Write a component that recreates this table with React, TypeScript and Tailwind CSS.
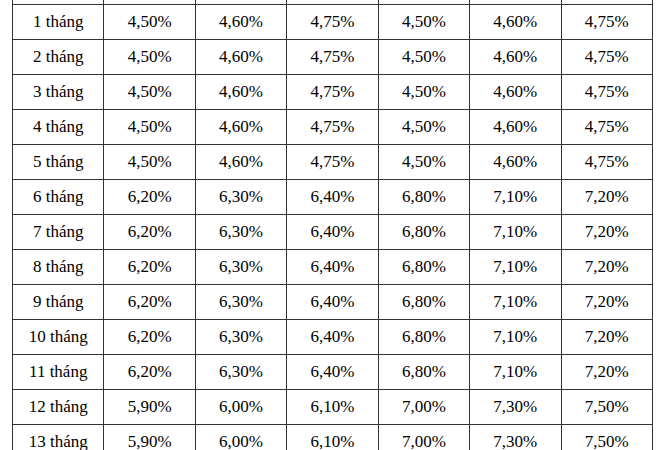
const rows: [string, string[]][] = [
  ["1 tháng", ["4,50%", "4,60%", "4,75%", "4,50%", "4,60%", "4,75%"]],
  ["2 tháng", ["4,50%", "4,60%", "4,75%", "4,50%", "4,60%", "4,75%"]],
  ["3 tháng", ["4,50%", "4,60%", "4,75%", "4,50%", "4,60%", "4,75%"]],
  ["4 tháng", ["4,50%", "4,60%", "4,75%", "4,50%", "4,60%", "4,75%"]],
  ["5 tháng", ["4,50%", "4,60%", "4,75%", "4,50%", "4,60%", "4,75%"]],
  ["6 tháng", ["6,20%", "6,30%", "6,40%", "6,80%", "7,10%", "7,20%"]],
  ["7 tháng", ["6,20%", "6,30%", "6,40%", "6,80%", "7,10%", "7,20%"]],
  ["8 tháng", ["6,20%", "6,30%", "6,40%", "6,80%", "7,10%", "7,20%"]],
  ["9 tháng", ["6,20%", "6,30%", "6,40%", "6,80%", "7,10%", "7,20%"]],
  ["10 tháng", ["6,20%", "6,30%", "6,40%", "6,80%", "7,10%", "7,20%"]],
  ["11 tháng", ["6,20%", "6,30%", "6,40%", "6,80%", "7,10%", "7,20%"]],
  ["12 tháng", ["5,90%", "6,00%", "6,10%", "7,00%", "7,30%", "7,50%"]],
  ["13 tháng", ["5,90%", "6,00%", "6,10%", "7,00%", "7,30%", "7,50%"]],
];

const cell = "border border-[#333] h-[35px] p-0 pb-[2px] text-center align-middle";

export default function App() {
  return (
    <div className="h-[450px] overflow-hidden bg-white">
      <table
        className="ml-[12px] -mt-[31px] w-[641px] table-fixed border-collapse text-[17px] leading-none text-black"
        style={{ fontFamily: '"Liberation Serif", "Times New Roman", serif' }}
      >
        <tbody>
          {/* header row, scrolled out of view */}
          <tr>
            {Array.from({ length: 7 }).map((_, i) => (
              <td key={i} className={cell}></td>
            ))}
          </tr>
          {rows.map(([term, rates]) => (
            <tr key={term}>
              <td className={cell}>{term}</td>
              {rates.map((r, i) => (
                <td key={i} className={cell}>
                  {r}
                </td>
              ))}
            </tr>
          ))}
        </tbody>
      </table>
    </div>
  );
}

--------------------------------------------------

*Given problem*.
Write out the data precisely as given, excluding the pictures.

*Correct output*.
Write a component that recreates this table with React, TypeScript and Tailwind CSS.
const rows: [string, string[]][] = [
  ["1 tháng", ["4,50%", "4,60%", "4,75%", "4,50%", "4,60%", "4,75%"]],
  ["2 tháng", ["4,50%", "4,60%", "4,75%", "4,50%", "4,60%", "4,75%"]],
  ["3 tháng", ["4,50%", "4,60%", "4,75%", "4,50%", "4,60%", "4,75%"]],
  ["4 tháng", ["4,50%", "4,60%", "4,75%", "4,50%", "4,60%", "4,75%"]],
  ["5 tháng", ["4,50%", "4,60%", "4,75%", "4,50%", "4,60%", "4,75%"]],
  ["6 tháng", ["6,20%", "6,30%", "6,40%", "6,80%", "7,10%", "7,20%"]],
  ["7 tháng", ["6,20%", "6,30%", "6,40%", "6,80%", "7,10%", "7,20%"]],
  ["8 tháng", ["6,20%", "6,30%", "6,40%", "6,80%", "7,10%", "7,20%"]],
  ["9 tháng", ["6,20%", "6,30%", "6,40%", "6,80%", "7,10%", "7,20%"]],
  ["10 tháng", ["6,20%", "6,30%", "6,40%", "6,80%", "7,10%", "7,20%"]],
  ["11 tháng", ["6,20%", "6,30%", "6,40%", "6,80%", "7,10%", "7,20%"]],
  ["12 tháng", ["5,90%", "6,00%", "6,10%", "7,00%", "7,30%", "7,50%"]],
  ["13 tháng", ["5,90%", "6,00%", "6,10%", "7,00%", "7,30%", "7,50%"]],
];

const cell = "border border-[#333] h-[35px] p-0 pb-[2px] text-center align-middle";

export default function App() {
  return (
    <div className="h-[450px] overflow-hidden bg-white">
      <table
        className="ml-[12px] -mt-[31px] w-[641px] table-fixed border-collapse text-[17px] leading-none text-black"
        style={{ fontFamily: '"Liberation Serif", "Times New Roman", serif' }}
      >
        <tbody>
          {/* header row, scrolled out of view */}
          <tr>
            {Array.from({ length: 7 }).map((_, i) => (
              <td key={i} className={cell}></td>
            ))}
          </tr>
          {rows.map(([term, rates]) => (
            <tr key={term}>
              <td className={cell}>{term}</td>
              {rates.map((r, i) => (
                <td key={i} className={cell}>
                  {r}
                </td>
              ))}
            </tr>
          ))}
        </tbody>
      </table>
    </div>
  );
}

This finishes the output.